• Given records
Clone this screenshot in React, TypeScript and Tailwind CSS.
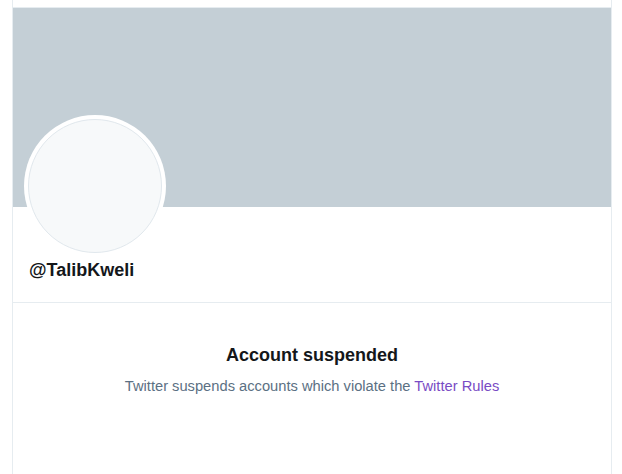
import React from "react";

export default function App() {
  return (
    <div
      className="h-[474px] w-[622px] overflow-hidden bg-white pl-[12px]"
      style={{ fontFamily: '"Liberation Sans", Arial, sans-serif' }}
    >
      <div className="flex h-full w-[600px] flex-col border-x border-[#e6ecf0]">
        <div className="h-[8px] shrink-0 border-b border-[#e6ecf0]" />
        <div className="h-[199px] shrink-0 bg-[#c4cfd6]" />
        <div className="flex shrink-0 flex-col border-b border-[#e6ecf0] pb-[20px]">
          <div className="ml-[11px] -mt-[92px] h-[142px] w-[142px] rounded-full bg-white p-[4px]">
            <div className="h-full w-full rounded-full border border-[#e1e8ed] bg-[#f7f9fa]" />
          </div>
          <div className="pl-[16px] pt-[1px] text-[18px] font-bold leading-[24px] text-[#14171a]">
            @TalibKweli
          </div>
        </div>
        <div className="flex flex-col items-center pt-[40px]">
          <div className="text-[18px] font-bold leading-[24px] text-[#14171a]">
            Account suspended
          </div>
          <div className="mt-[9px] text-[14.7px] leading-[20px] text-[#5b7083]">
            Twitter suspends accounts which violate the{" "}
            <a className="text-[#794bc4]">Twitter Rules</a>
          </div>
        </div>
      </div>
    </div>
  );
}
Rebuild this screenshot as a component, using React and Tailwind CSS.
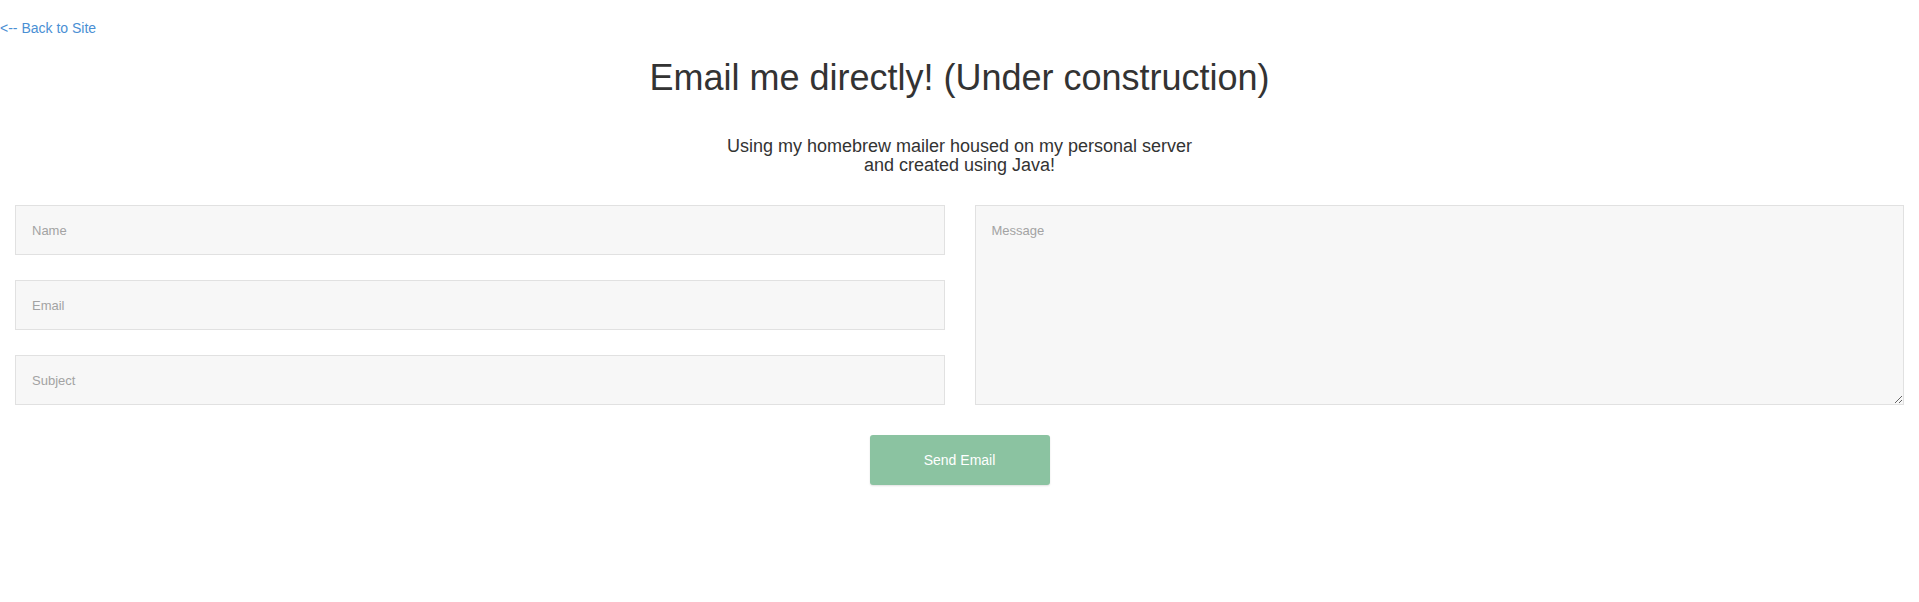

• Problem requirements
Up to and including the line containing "import React from", quote each line of the entries above from the very first, please, exactly and without images.

• Solution to this exercise
Clone this screenshot in React, TypeScript and Tailwind CSS.
import React from "react";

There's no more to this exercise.